While we believe that capitalist democracy is still primary in the U.S., we can see elements of full-blown fascism in the:
world’s largest prison population and highest incarceration rate, with Black workers imprisoned at more than five times the rate of white workers;
mass deportations and terrorization of undocumented families;
routine police violence against Black, Latin workers and youth;
militarization of police in places like Ferguson, Missouri;
open, racist scapegoating of immigrant and Muslim workers.
Fascism is the true face of capitalism—the state of the profit system in decay, when the bosses can no longer rule in the old, “democratic” way. As rivalries sharpen among imperialist powers, leading inevitably to broader global conflict, the ruling class rips off the mask of liberal capitalist democracy within its own country. In a desperate effort to protect their capital, put down resistance, and raise funds and troops for war, they turn to naked intimidation and open state terror—to unrestricted rule.
The transition from capitalist democracy to fascism is a natural process of capitalist dictatorship. It’s a deadly mistake to view one as contradictory to the other. While liberal democracy is the characteristic form of rising capitalism, fascism is the deepest form of monopoly capitalism, in which a small group of corporations and billionaires control the lion’s share of a society’s wealth.
While the phenomenon is best known for its bestial manifestation in Nazi Germany in the 1930s and ‘40s, fascists of that era also seized state power in Italy, Japan, Spain, Hungary, Bulgaria, and Portugal, and found willing collaborators for fascist regimes in France, China, Denmark, Norway, and more than a dozen other countries.

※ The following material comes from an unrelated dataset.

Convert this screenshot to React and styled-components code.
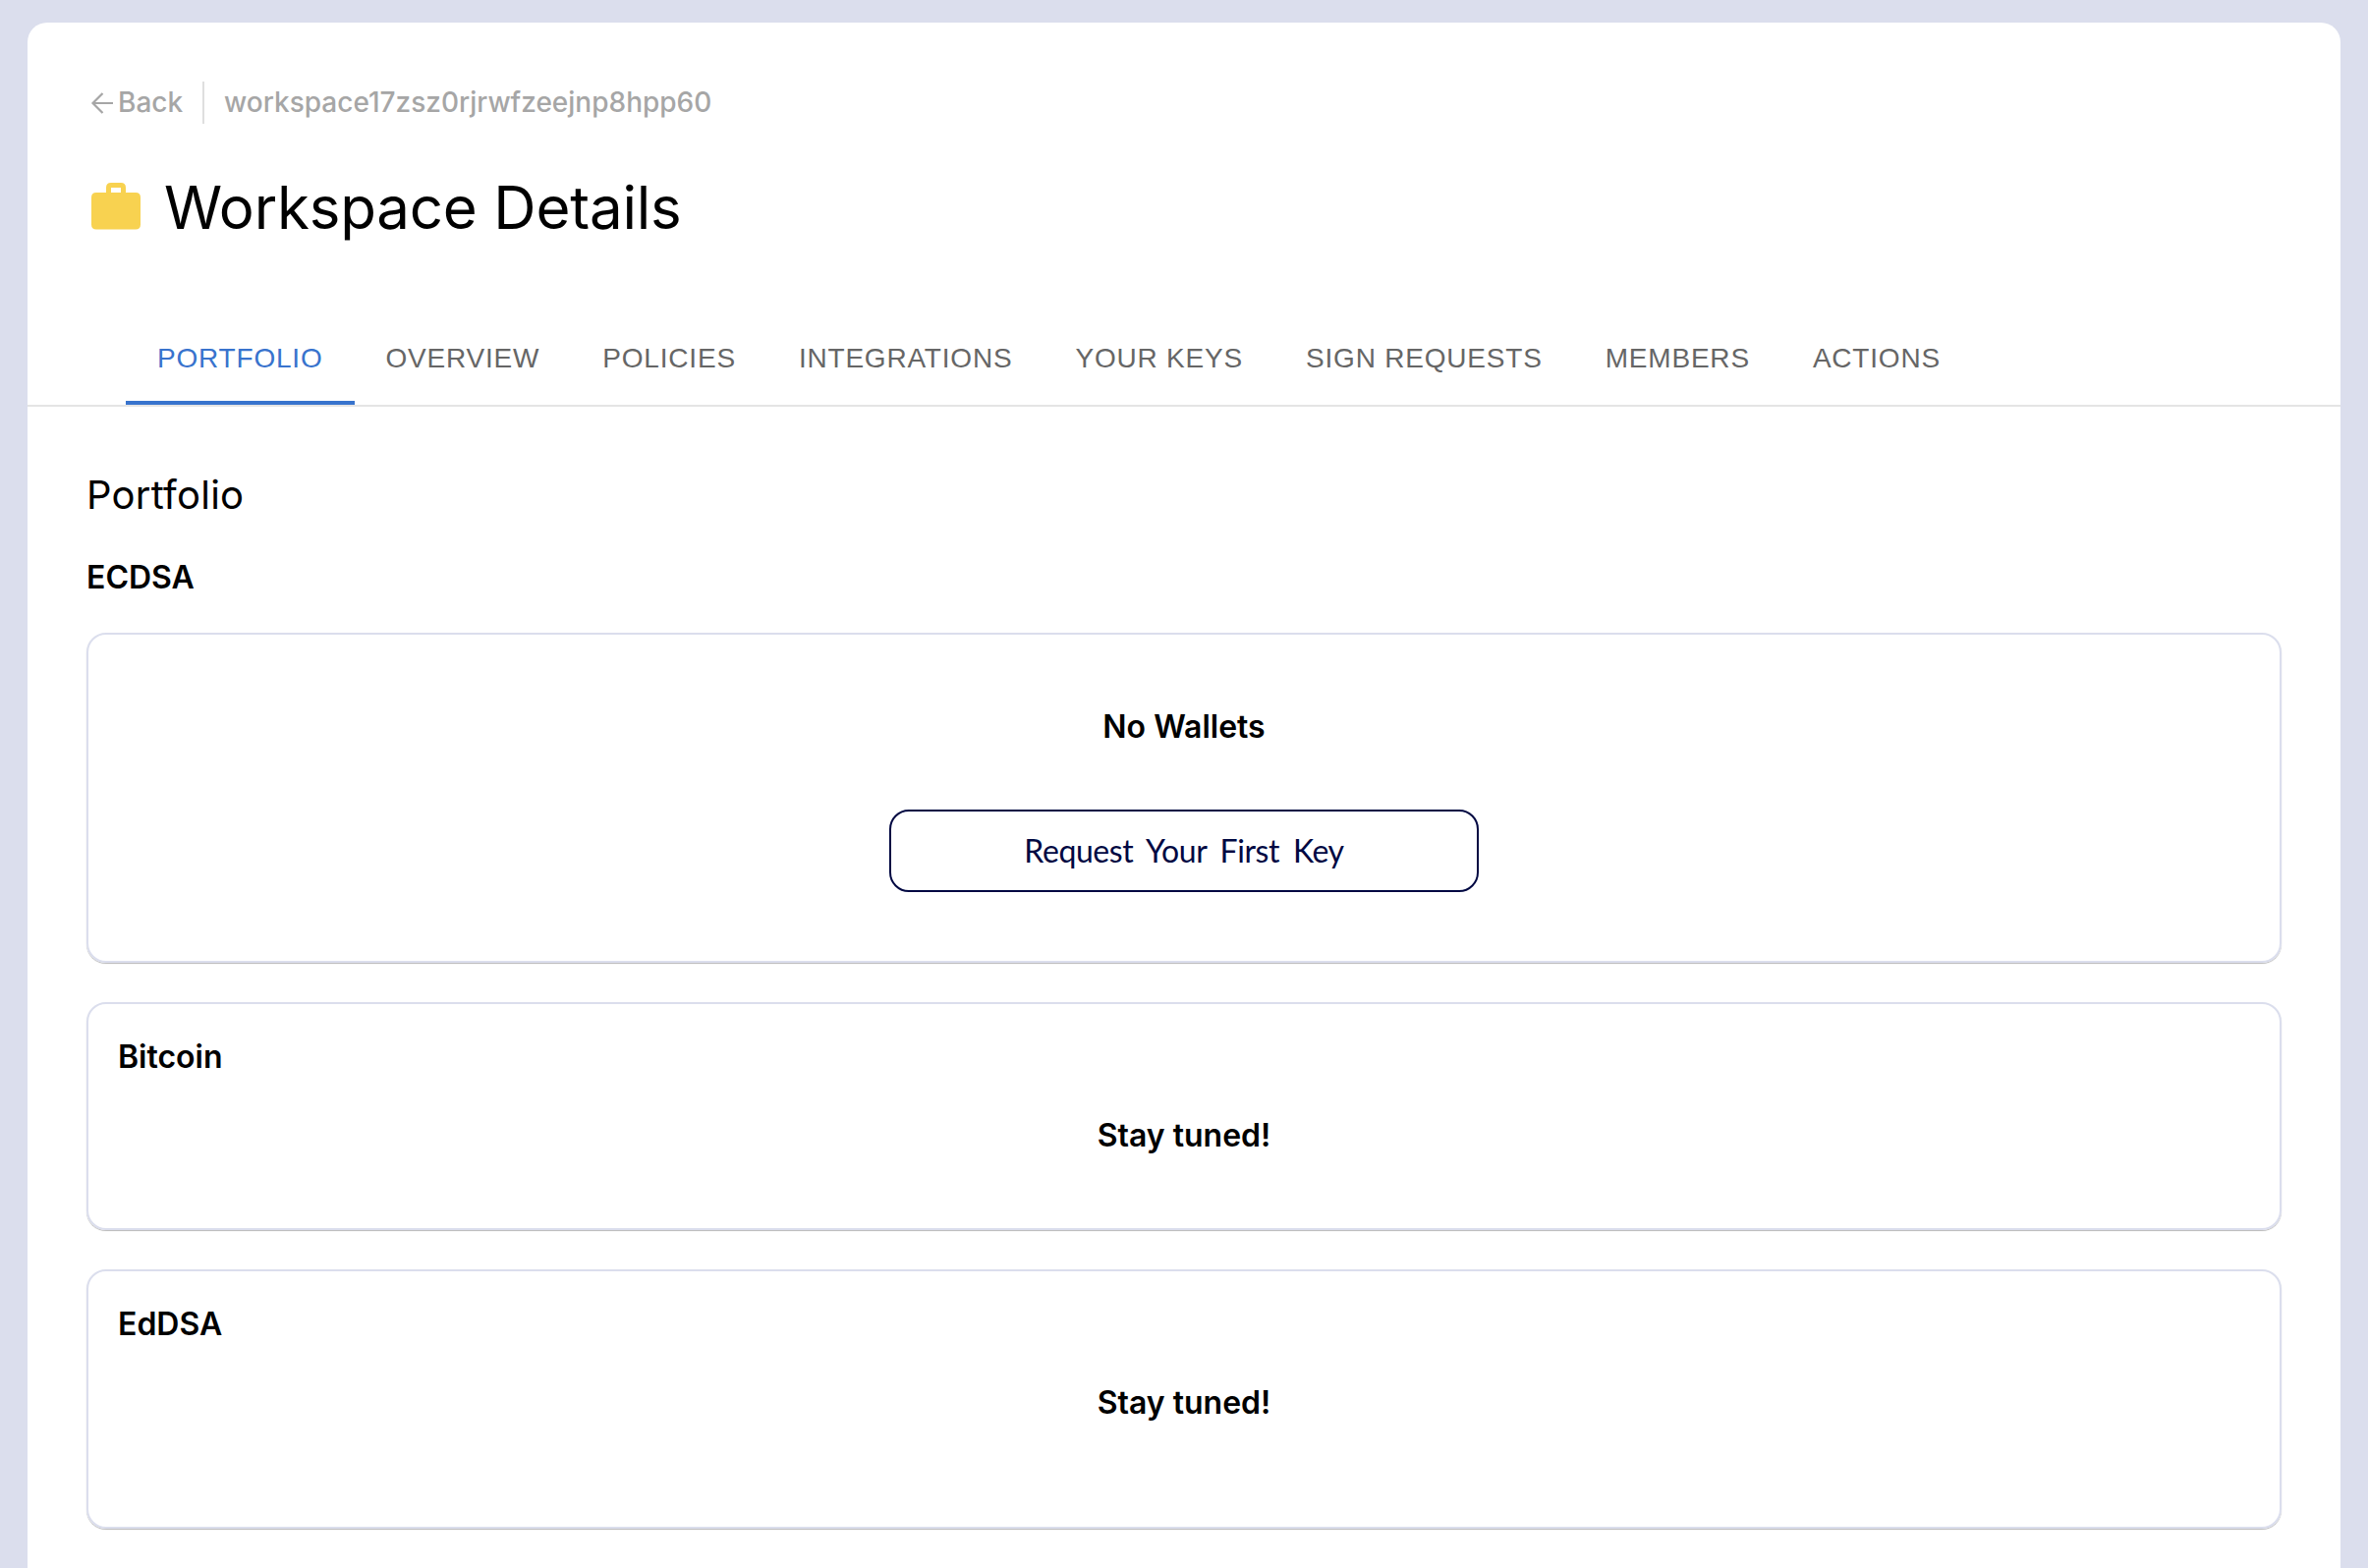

The particularities of fascism may vary, and there is no way to predict the precise form it could take in the U.S. But history points to certain critical elements of capitalist dictatorship in its most transparent form:
Fascism typically begins with ruthless disciplining within the ruling class, to bring unity to its ranks. In Germany, in 1934, the main wing of the Nazis exterminated the rabid SA paramilitary (the Brown Shirts), whose leadership had called for nationalization of major industries and was viewed as a threat by Krupp, IG Farben, and other major German companies and banks. In today’s U.S., the big finance capitalists, the main wing of the U.S. ruling class, will eventually either bring the Tea Party wing (including the Koch brothers) to heel, or eliminate it.
Fascism is characterized by intensified racism, sexism, and nationalism, a wholesale attack on workers’ living standards, and ultimately the mass murder of workers both internally and through imperialist war. It uses these tactics to target and destroy sections of the working class—the ultimate exercise of divide-and-conquer.
For the bosses, fascism is a temporary solution to the perpetual crisis of capitalist overproduction—it weeds out the competition. The slaughter of workers and wholesale destruction of industry during World War II paved the way for the “postwar prosperity” of the 1950s and ‘60s, when capitalists in the U.S. and Europe hauled in record profits.
The fascists’ next step is to attack the one force with the potential to defeat them. It’s no accident that communists were the first to be sent to the Nazi death camps. With communists out of the fray, save for a small underground, it was far easier for the Nazi administration to round up Jews, trade unionists, and other targeted groups.
When capitalism has decayed to fascism, there is no turning back to the false refuge of liberal democracy. Misleaders—like the Social Democrats in Nazi Germany, or Barack Obama and Hillary Clinton today—serve only to foster illusions, encourage pacifism, and pave the way for the fascists. They must be seen for who they are: deadly collaborators of the big capitalists. They cannot be part of any anti-fascist force. Only mass, organized violence can stop fascism in its tracks. Communism—the dictatorship of the working class—is the only alternative to fascism. Only a mass, international communist party, PLP, can eliminate fascism for all time by destroying its capitalist roots.